TUNIS: Tunisian police stormed the building of the Deanship of Lawyers on Saturday and arrested Sonia Dahmani, a lawyer known for her fierce criticism of President Kais Saied, and then arrested two journalists who witnessed the confrontation, a journalists’ syndicate said.

Two IFM radio journalists, Mourad Zghidi and Borhen Bsaiss, were arrested, an official in the country’s main journalists’ syndicate told Reuters. The incident was the latest in a series of arrests and investigations targeting activists, journalists and civil society groups critical of Saied and the government. The move reinforces opponents’ fears of an increasingly authoritarian government ahead of presidential elections expected later this year.
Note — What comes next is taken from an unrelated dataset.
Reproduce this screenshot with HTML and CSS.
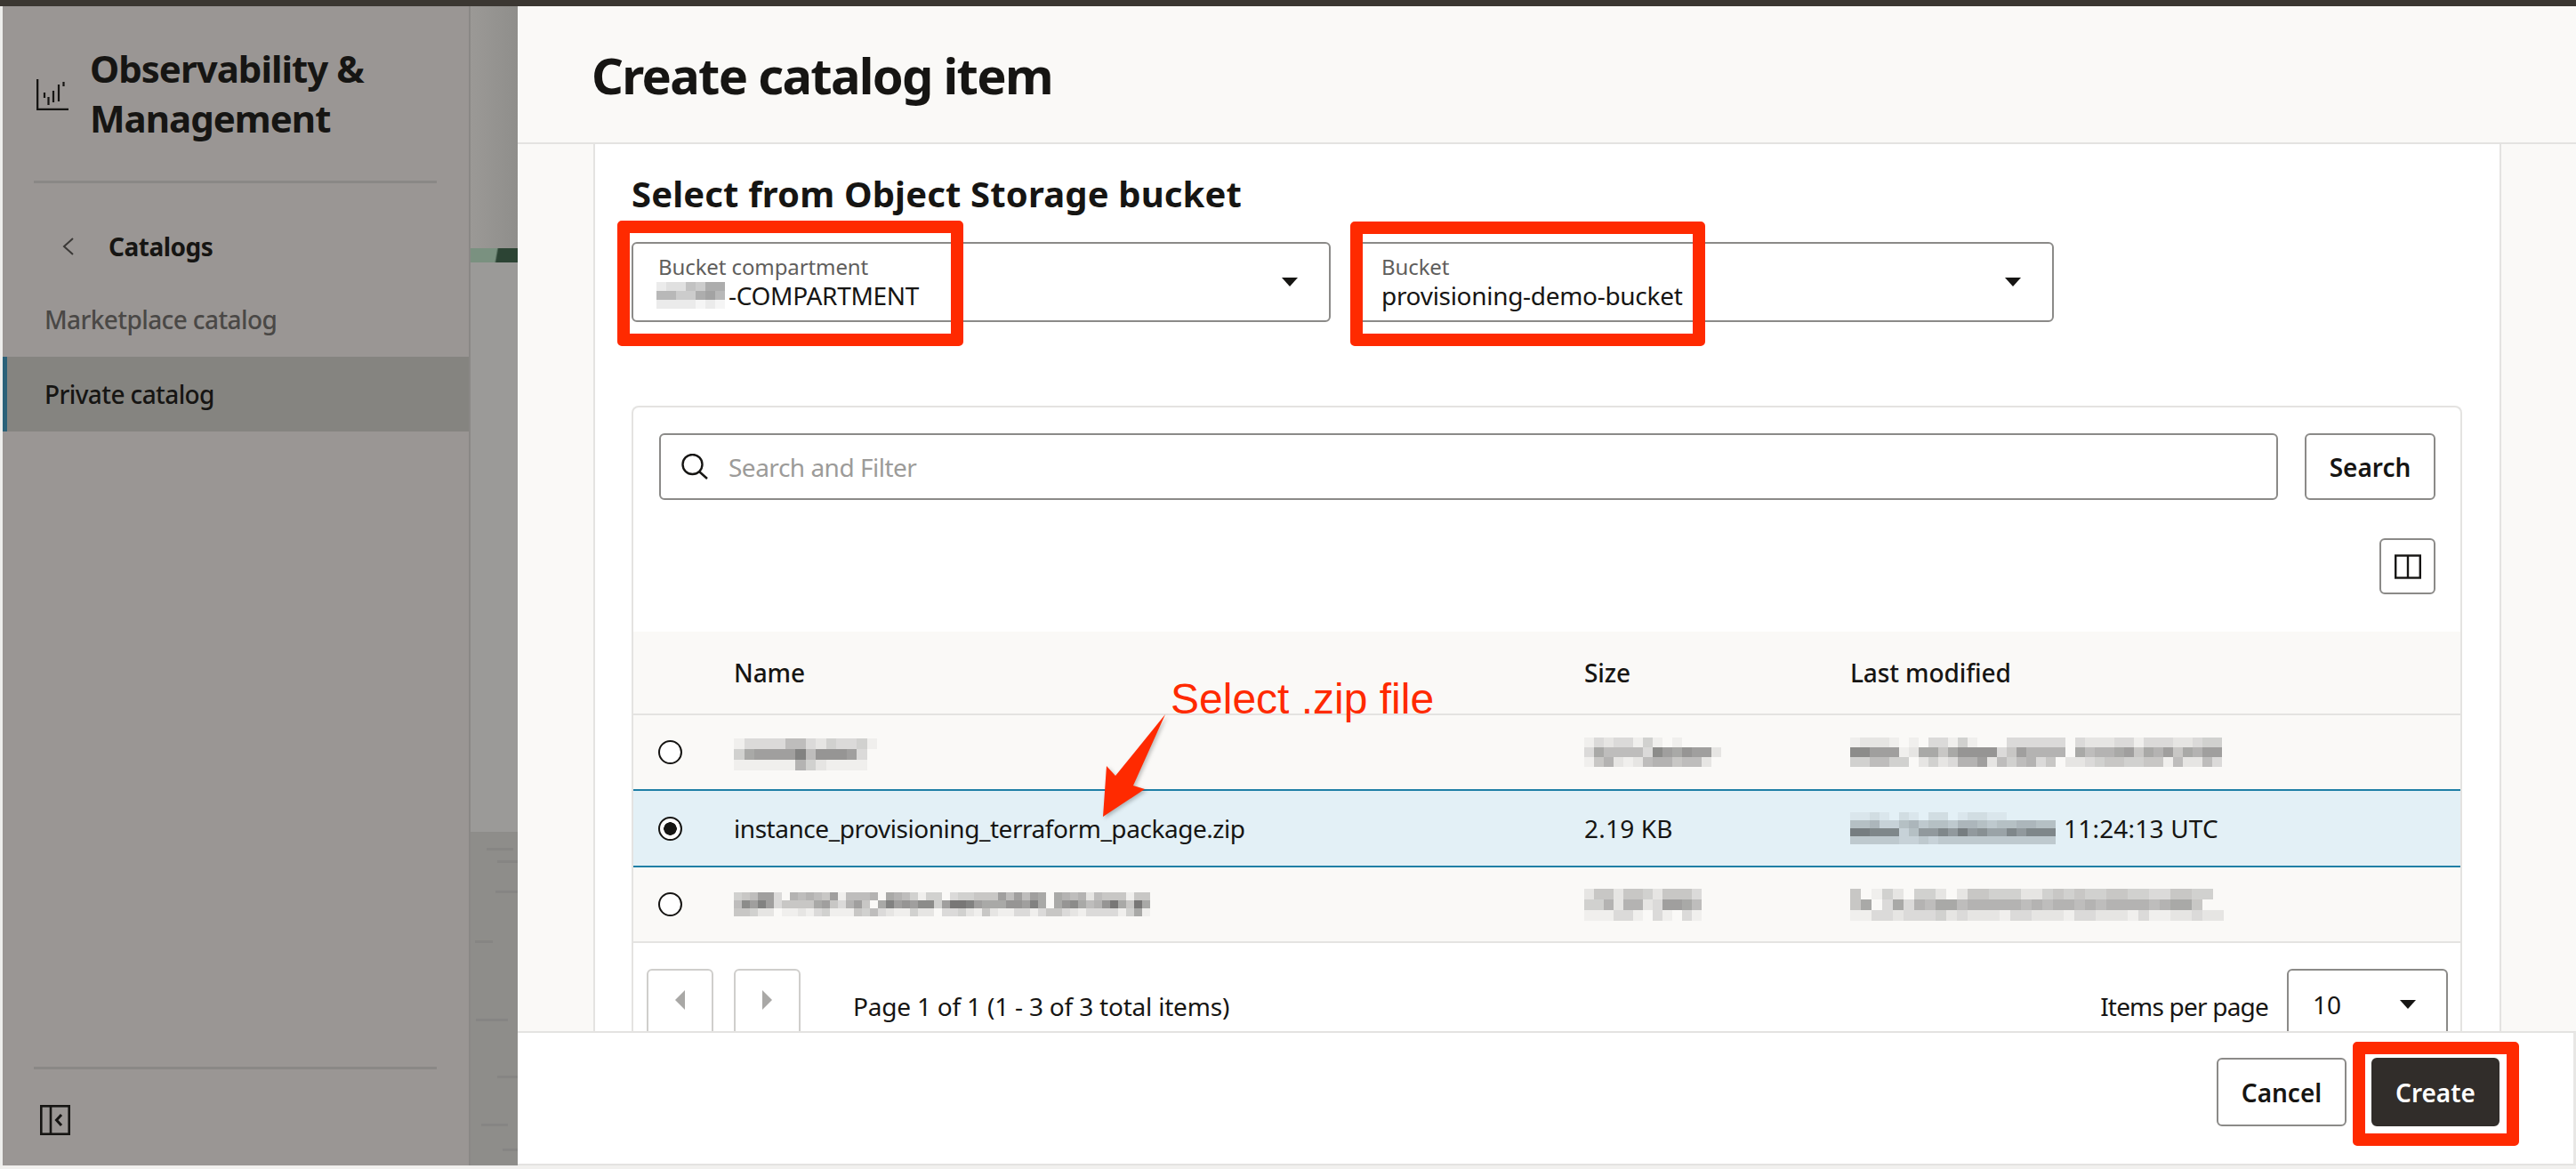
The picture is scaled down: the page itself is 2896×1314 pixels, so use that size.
FILE: index.html
```html
<!DOCTYPE html>
<html lang="en">

<head>
    <meta charset="UTF-8">
    <meta name="viewport" content="width=device-width, initial-scale=1.0">
    <title>Create catalog item</title>
    <link rel="stylesheet" href="styles.css">
</head>

<body>
    <div class="topbar"></div>

    <div class="shell">
        <aside class="sidebar">
            <div class="brand">
                <svg class="brand-icon" viewBox="0 0 36 35" fill="none" stroke="#161513" stroke-width="2.200">
                    <path d="M1 0V34H36" stroke-width="2.600" />
                    <path d="M9 15V21M13.500 20V29M19 13V26M25 6V25M30.500 3V8" />
                </svg>
                <div class="brand-name">Observability &amp;<br>Management</div>
            </div>
            <div class="side-rule"></div>
            <div class="back-row">
                <svg class="back-icon" viewBox="0 0 13 20" fill="none" stroke="#3a3836" stroke-width="2">
                    <path d="M12 1L2 10L12 19" />
                </svg>
                <span>Catalogs</span>
            </div>
            <div class="nav-item">Marketplace catalog</div>
            <div class="nav-item active">Private catalog</div>
            <div class="side-bottom">
                <div class="side-rule bottom-rule"></div>
                <svg class="collapse-icon" viewBox="0 0 34 34" fill="none" stroke="#161513" stroke-width="2.600">
                    <rect x="1.300" y="1.300" width="31.400" height="31.400" />
                    <path d="M12 1V33" />
                    <path d="M24 11L18.500 17L24 23" stroke-width="3" />
                </svg>
            </div>
        </aside>

        <div class="backdrop">
            <div class="backdrop-top"></div>
            <div class="backdrop-band"></div>
            <div class="backdrop-mid"></div>
            <div class="backdrop-low"></div>
        </div>

        <main class="modal">
            <header class="modal-head">
                <h1>Create catalog item</h1>
            </header>

            <div class="modal-body">
                <div class="gutter"></div>
                <div class="content">
                    <h2>Select from Object Storage bucket</h2>

                    <div class="select-row">
                        <div class="select">
                            <div>
                                <div class="select-label">Bucket compartment</div>
                                <div class="select-value"><span class="mosaic cells-comp" data-cells="2336588,7755897,2222121"></span>-COMPARTMENT</div>
                            </div>
                            <span class="caret"></span>
                        </div>
                        <div class="select">
                            <div>
                                <div class="select-label">Bucket</div>
                                <div class="select-value">provisioning-demo-bucket</div>
                            </div>
                            <span class="caret"></span>
                        </div>
                    </div>

                    <section class="card">
                        <div class="tools">
                            <div class="search-row">
                                <div class="search-input">
                                    <svg class="search-icon" viewBox="0 0 30 30" fill="none" stroke="#161513" stroke-width="2.400">
                                        <circle cx="12.500" cy="12" r="11" />
                                        <path d="M20 20L29 28" />
                                    </svg>
                                    <span>Search and Filter</span>
                                </div>
                                <button class="btn search-btn">Search</button>
                            </div>
                            <div class="columns-row">
                                <button class="btn columns-btn">
                                    <svg viewBox="0 0 30 28" fill="none" stroke="#161513" stroke-width="2.400">
                                        <rect x="1.200" y="1.500" width="27.600" height="25" />
                                        <path d="M15 1V27" />
                                    </svg>
                                </button>
                            </div>
                        </div>

                        <div class="tbl-row tbl-head">
                            <div></div>
                            <div>Name</div>
                            <div>Size</div>
                            <div>Last modified</div>
                        </div>
                        <div class="tbl-row">
                            <div><span class="radio"></span></div>
                            <div><span class="mosaic cells-a" data-cells="13333663243341,48999 9c6aaa930,11111174211110"></span></div>
                            <div><span class="mosaic cells-c" data-cells="1323314101000,3866663b98a992,1572126775662"></span></div>
                            <div><span class="mosaic cells-d" data-cells="12221010331410003333330322233133322344,bb99912885 8aaaa35977770867789587958799,44664402423779264673502234554455162263"></span></div>
                        </div>
                        <div class="tbl-row selected">
                            <div><span class="radio on"></span></div>
                            <div>instance_provisioning_terraform_package.zip</div>
                            <div class="size-cell">2.19 KB</div>
                            <div class="date-cell"><span class="mosaic cells-e" data-cells="112102102201221100000,556335645546654556655,ccbbb3599b9c9a88b9bbb,444443343444444444444"></span>11:24:13 UTC</div>
                        </div>
                        <div class="tbl-row">
                            <div><span class="radio"></span></div>
                            <div><span class="mosaic cells-b" data-cells="4569930767659166670876414403445559696980876726555155,6b9c93555589537950 8c9a9bb49ddc9888aa9c808ab867ad85d8,5542201121341115463211422033421521133135532133331481"></span></div>
                            <div><span class="mosaic cells-f" data-cells="255255425553,447277239986,111331031031"></span></div>
                            <div><span class="mosaic cells-g" data-cells="5014204420255444224545445544335544,58038376886777776767767677776788 5,1133233342322213322213 3222131122322"></span></div>
                        </div>

                        <div class="pager">
                            <button class="btn page-btn"><span class="tri left"></span></button>
                            <button class="btn page-btn"><span class="tri right"></span></button>
                            <span class="page-text">Page 1 of 1 (1 - 3 of 3 total items)</span>
                            <span class="per-page">Items per page</span>
                            <div class="per-select">
                                <span>10</span>
                                <span class="caret"></span>
                            </div>
                        </div>
                    </section>
                </div>
                <div class="gutter right"></div>
            </div>

            <footer class="modal-foot">
                <button class="btn cancel">Cancel</button>
                <button class="btn create">Create</button>
            </footer>
        </main>
    </div>

    <div class="bottombar"></div>

    <!-- red annotations drawn over the screenshot -->
    <div class="callout box-comp"></div>
    <div class="callout box-bucket"></div>
    <div class="callout box-create"></div>
    <div class="note">Select .zip file</div>
    <svg class="note-arrow" viewBox="0 0 80 125">
        <polygon points="70,3 34,83 47,87 0,118 4,61 14,72" fill="#ff2a00" />
    </svg>

    <script src="script.js"></script>
</body>

</html>
```

FILE: styles.css
```css
* {
    box-sizing: border-box;
}

html,
body {
    margin: 0;
    height: 1314px;
    overflow: hidden;
}

body {
    position: relative;
    font-family: "Noto Sans", "Open Sans", Arial, sans-serif;
    color: #161513;
    background-color: #fff;
}

.topbar {
    height: 7px;
    background-color: #3b3732;
}

.shell {
    display: flex;
    height: 1303px;
    padding-left: 3px;
    background-color: #eeeeec;
}

.bottombar {
    height: 4px;
    background-color: #f1f0ee;
}

/* sidebar */
.sidebar {
    display: flex;
    flex-direction: column;
    width: 526px;
    flex: none;
    background-color: #9a9694;
    border-right: 2px solid #8a8886;
}

.brand {
    display: flex;
    align-items: center;
    gap: 24px;
    padding: 38px 0 0 38px;
    height: 158px;
}

.brand-icon {
    width: 36px;
    height: 35px;
    margin-top: 3px;
}

.brand-name {
    font-size: 42px;
    line-height: 56px;
    font-weight: 700;
    letter-spacing: -1px;
}

.side-rule {
    height: 3px;
    margin: 38px 36px 0 35px;
    background-color: #8a8886;
}

.back-row {
    display: flex;
    align-items: center;
    gap: 39px;
    height: 40px;
    margin: 51px 0 20px 67px;
    font-size: 28px;
    font-weight: 700;
    letter-spacing: -0.5px;
}

.back-icon {
    width: 13px;
    height: 20px;
}

.nav-item {
    height: 84px;
    padding-left: 47px;
    line-height: 84px;
    font-size: 28px;
    font-weight: 500;
    letter-spacing: -0.6px;
    color: #4a4846;
}

.nav-item.active {
    padding-left: 42px;
    border-left: 5px solid #2b6178;
    background-color: #858480;
    color: #161513;
}

.side-bottom {
    margin-top: auto;
    height: 111px;
}

.bottom-rule {
    margin-top: 0;
}

.collapse-icon {
    display: block;
    width: 34px;
    height: 34px;
    margin: 40px 0 0 42px;
}

/* dimmed page behind the panel */
.backdrop {
    display: flex;
    flex-direction: column;
    width: 53px;
    flex: none;
}

.backdrop-top {
    height: 272px;
    background: linear-gradient(90deg, #9b9996, #8f8e8b);
}

.backdrop-band {
    height: 16px;
    background: linear-gradient(100deg, #7a9180 53%, #2c4434 57%);
}

.backdrop-mid {
    height: 640px;
    background-color: #9b9a98;
}

.backdrop-low {
    flex: 1;
    background-color: #8e8d8a;
    background-image:
        linear-gradient(#868583, #868583), linear-gradient(#868583, #868583), linear-gradient(#868583, #868583),
        linear-gradient(#868583, #868583), linear-gradient(#868583, #868583), linear-gradient(#868583, #868583),
        linear-gradient(#868583, #868583), linear-gradient(#868583, #868583), linear-gradient(#868583, #868583);
    background-repeat: no-repeat;
    background-size: 30px 3px, 24px 3px, 26px 3px, 20px 3px, 36px 3px, 24px 3px, 30px 3px, 36px 3px, 20px 3px;
    background-position: 18px 18px, 30px 32px, 28px 66px, 5px 122px, 6px 210px, 30px 274px, 12px 328px, 0 378px, 36px 356px;
}

/* panel */
.modal {
    display: flex;
    flex-direction: column;
    flex: 1;
    min-width: 0;
    background-color: #fff;
}

.modal-head {
    display: flex;
    align-items: center;
    height: 155px;
    padding-left: 83px;
    background-color: #faf9f7;
    border-bottom: 2px solid #e4e3e1;
}

h1 {
    margin: 0;
    font-size: 56px;
    font-weight: 700;
    letter-spacing: -1.700px;
}

.modal-body {
    display: flex;
    flex: 1;
    min-height: 0;
}

.gutter {
    width: 87px;
    flex: none;
    background-color: #faf9f7;
    border-right: 2px solid #e4e3e1;
}

.gutter.right {
    width: 86px;
    border-right: none;
    border-left: 2px solid #e4e3e1;
}

.content {
    flex: 1;
    min-width: 0;
    overflow: hidden;
    padding: 36px 0 0 41px;
}

h2 {
    margin: 0;
    font-size: 40px;
    line-height: 40px;
    font-weight: 700;
    letter-spacing: 0.150px;
}

.select-row {
    display: flex;
    gap: 27px;
    margin-top: 34px;
}

.select {
    display: flex;
    align-items: center;
    justify-content: space-between;
    width: 786px;
    height: 90px;
    padding: 0 35px 0 28px;
    border: 2px solid #8b8a88;
    border-radius: 6px;
}

.select > div {
    margin-top: -3px;
}

.select-label {
    font-size: 24px;
    line-height: 32px;
    color: #5f5e5c;
    letter-spacing: -0.1px;
}

.select-value {
    display: flex;
    align-items: center;
    height: 32px;
    font-size: 28px;
    line-height: 32px;
    letter-spacing: -0.3px;
}

.caret {
    width: 0;
    height: 0;
    border-left: 9px solid transparent;
    border-right: 9px solid transparent;
    border-top: 10px solid #161513;
}

/* pixelated redactions */
.mosaic {
    display: inline-grid;
    vertical-align: middle;
}

.cells-comp {
    grid-auto-columns: 11px;
    grid-auto-rows: 10px;
    margin: 0 4px 0 -2px;
}

.cells-a {
    grid-auto-columns: 11.500px;
    grid-auto-rows: 12px;
    margin-top: 5px;
}

.cells-b {
    grid-auto-columns: 9px;
    grid-auto-rows: 9px;
}

.cells-c {
    grid-auto-columns: 11px;
    grid-auto-rows: 11px;
}

.cells-d {
    grid-auto-columns: 11px;
    grid-auto-rows: 11px;
}

.cells-e {
    grid-auto-columns: 11px;
    grid-auto-rows: 9px;
    margin-right: 9px;
}

.cells-f {
    grid-auto-columns: 11px;
    grid-auto-rows: 12px;
}

.cells-g {
    grid-auto-columns: 12px;
    grid-auto-rows: 12px;
}

/* table card */
.card {
    width: 2058px;
    margin-top: 94px;
    border: 2px solid #e4e3e1;
    border-bottom: none;
    border-radius: 8px 8px 0 0;
}

.tools {
    padding: 29px 28px 42px 29px;
}

.search-row {
    display: flex;
    gap: 30px;
}

.search-input {
    display: flex;
    align-items: center;
    gap: 23px;
    flex: 1;
    height: 75px;
    padding-left: 23px;
    border: 2px solid #8b8a88;
    border-radius: 6px;
    font-size: 28px;
    letter-spacing: -0.5px;
    color: #9c9b99;
}

.search-icon {
    width: 30px;
    height: 30px;
}

.btn {
    font-family: inherit;
    color: #161513;
    background-color: #fff;
    border: 2px solid #8b8a88;
    border-radius: 6px;
    padding: 0;
    cursor: pointer;
}

.search-btn {
    width: 147px;
    height: 75px;
    font-size: 28px;
    font-weight: 600;
}

.columns-row {
    display: flex;
    justify-content: flex-end;
    margin-top: 43px;
}

.columns-btn {
    display: flex;
    align-items: center;
    justify-content: center;
    width: 63px;
    height: 63px;
}

.columns-btn svg {
    width: 30px;
    height: 28px;
}

.tbl-row {
    display: grid;
    grid-template-columns: 113px 956px 299px 1fr;
    align-items: center;
    height: 85px;
    font-size: 28px;
    background-color: #faf9f7;
    border-bottom: 2px solid #e4e3e1;
}

.tbl-row > div {
    display: flex;
    align-items: center;
}

.tbl-head {
    height: 94px;
    font-weight: 500;
    letter-spacing: -0.1px;
}

.tbl-row.selected {
    height: 88px;
    margin-top: -2px;
    background-color: #e3f0f6;
    border-top: 2px solid #1f7fa6;
    border-bottom: 2px solid #1f7fa6;
    letter-spacing: -0.45px;
}

.tbl-row.selected .date-cell,
.tbl-row.selected .size-cell {
    letter-spacing: 0.2px;
}

.radio {
    display: block;
    width: 27px;
    height: 27px;
    margin-left: 28px;
    border: 2px solid #161513;
    border-radius: 50%;
    background-color: #fff;
}

.radio.on {
    background: radial-gradient(circle, #161513 7px, #fff 7.500px);
}

.pager {
    display: flex;
    align-items: flex-start;
    height: 110px;
    padding: 29px 14px 0 15px;
}

.page-btn {
    display: flex;
    align-items: center;
    justify-content: center;
    width: 75px;
    height: 75px;
    margin-right: 23px;
    border-color: #cfcecc;
}

.tri {
    width: 0;
    height: 0;
    margin-top: -6px;
    border-top: 11px solid transparent;
    border-bottom: 11px solid transparent;
}

.tri.left {
    border-right: 11px solid #a9a8a6;
}

.tri.right {
    border-left: 11px solid #a9a8a6;
}

.page-text {
    margin: 23px 0 0 36px;
    font-size: 28px;
    line-height: 38px;
    letter-spacing: -0.2px;
}

.per-page {
    margin: 23px 21px 0 auto;
    font-size: 28px;
    line-height: 38px;
    letter-spacing: -0.8px;
}

.per-select {
    display: flex;
    align-items: center;
    justify-content: space-between;
    width: 181px;
    height: 75px;
    padding: 5px 34px 0 27px;
    border: 2px solid #8b8a88;
    border-radius: 6px;
    font-size: 28px;
}

.modal-foot {
    display: flex;
    justify-content: flex-end;
    gap: 28px;
    height: 151px;
    padding: 28px 83px 0 0;
    background-color: #fff;
    border-top: 2px solid #e4e3e1;
    border-bottom: 2px solid #e4e3e1;
    border-right: 3px solid #e8e7e5;
}

.cancel,
.create {
    height: 77px;
    font-size: 28px;
    font-weight: 600;
}

.cancel {
    width: 146px;
}

.create {
    width: 144px;
    color: #fff;
    background-color: #312d2a;
    border-color: #312d2a;
}

/* annotations */
.callout {
    position: absolute;
    border: 14px solid #ff2a00;
    border-radius: 5px;
}

.box-comp {
    left: 694px;
    top: 248px;
    width: 389px;
    height: 141px;
}

.box-bucket {
    left: 1518px;
    top: 249px;
    width: 399px;
    height: 140px;
}

.box-create {
    left: 2645px;
    top: 1171px;
    width: 187px;
    height: 117px;
}

.note {
    position: absolute;
    left: 1316px;
    top: 758px;
    font-family: "Liberation Sans", Arial, sans-serif;
    font-size: 48px;
    color: #ff2a00;
}

.note-arrow {
    position: absolute;
    left: 1240px;
    top: 800px;
    width: 80px;
    height: 125px;
    filter: drop-shadow(2px 2px 2px rgba(0, 0, 0, 0.25));
}
```

FILE: script.js
```js
// Builds the pixelated blocks that hide private values.
// Each comma separated part of data-cells is a row, each digit a darkness level.
document.querySelectorAll('.mosaic').forEach(block => {
    const rows = block.dataset.cells.split(',');
    rows.forEach((row, y) => {
        [...row.replace(/ /g, '')].forEach((ch, x) => {
            const cell = document.createElement('i');
            cell.style.gridArea = `${y + 1} / ${x + 1}`;
            cell.style.background = `rgba(0, 0, 0, ${parseInt(ch, 16) * 0.04})`;
            block.appendChild(cell);
        });
    });
});
```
Dahmani was arrested after she said on a television program this week that Tunisia is a country where life is not pleasant. She was commenting on a speech by Saied, who said there was a conspiracy to push thousands of undocumented migrants from Sub-Saharan countries to stay in Tunisia. Dahmani was called before a judge on Wednesday on suspicion of spreading rumors and attacking public security following her comments, but she asked for postponement of the investigation.

The judge rejected her request. Dozens of lawyers took to the streets in protest on Saturday night, carrying banners reading “Our profession will not kneel” and “We will continue the struggle” Saied came to power in free elections in 2019. Two years later he seized additional powers when he shut down the elected parliament and moved to rule by decree before assuming authority over the judiciary.

Since Tunisia’s 2011 revolution, the country has won more press freedoms and is considered one of the more open media environments in the Arab world. Politicians, journalists and unions, however, say that freedom of the press faces a serious threat under the rule of Saied. The president has rejected the accusations and said he will not become a dictator.